I found Michael Ignatieff's reflective essay on getting things wrong about Iraq to be somehow pleasantly soothing. But then someone pointed out to me that the whole thing is founded on the absurd premise that his errors in judgment have something to do with the mindset of academia versus the mindset of practical politics.
This is, when you think about it, totally wrong. Academics in the field of Middle East studies were overwhelmingly opposed to the war. Similarly, international relations scholars opposed the war by a very large margin. The war's foci of intellectual support were in the institutions of the conservative movement, and in the DC think tanks and the punditocracy where the war had a lot of non-conservative support. People with relevant academic expertise -- notably people who weren't really on the left politically -- were massively opposed to the war.
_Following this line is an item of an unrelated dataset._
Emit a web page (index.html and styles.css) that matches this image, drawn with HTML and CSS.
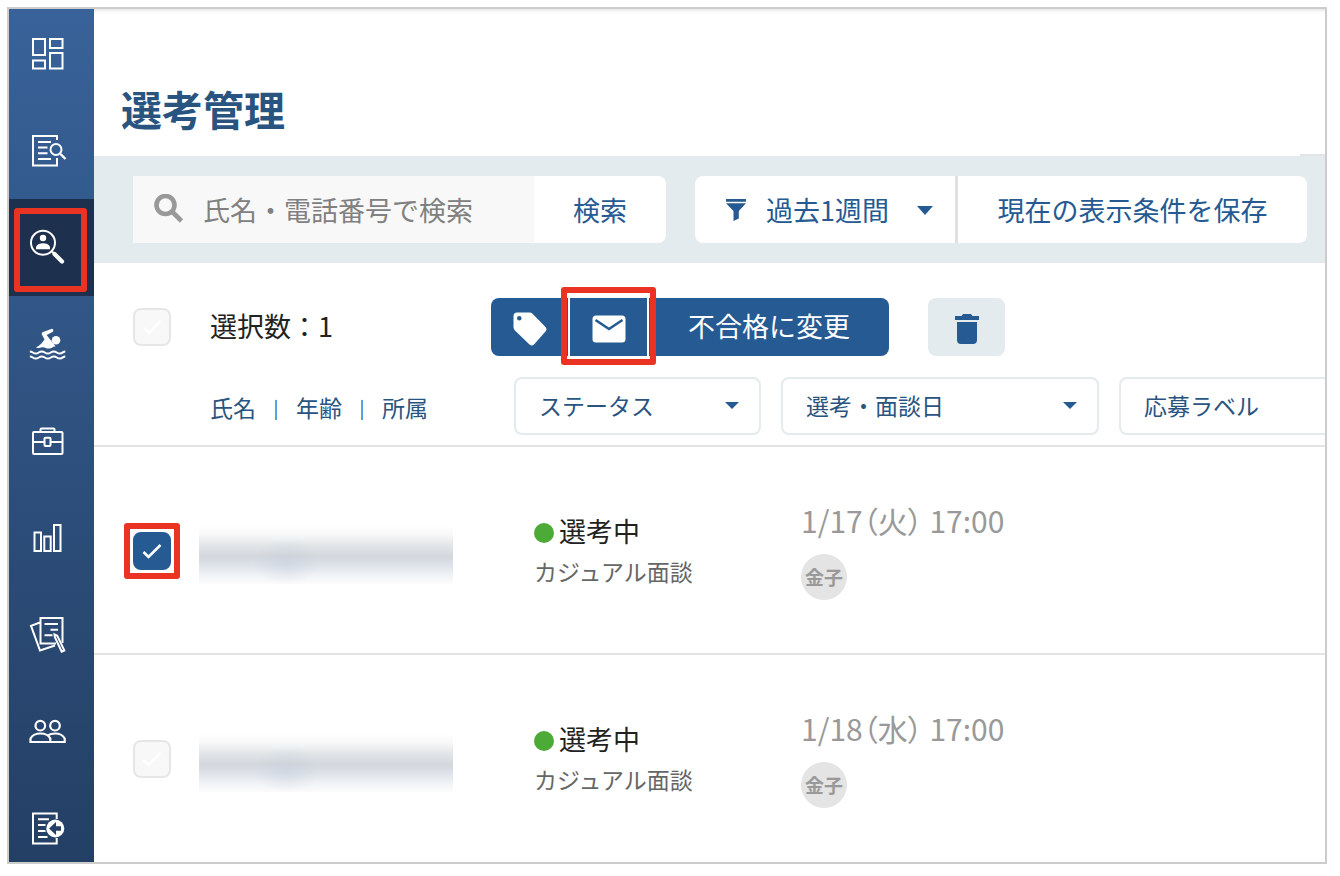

To imply the reverse is to substantially obscure one of the main lessons of the war, namely that we should pay more attention to what regional experts think and give substantially less credence to the idea that think tankers are really "independent" of political machinations.


The right wing's attitude towards the academy is sort of a version of the Jonah Goldberg's titanic two-step of triviality: the academy is powerless and meaningless, an irrelevant band of radicals, when they advocate a position the conservatives don't like; the academy is a destabilizing, misinforming dangerous band of radicals, when they can be made responsible for consequences conservatives don't like.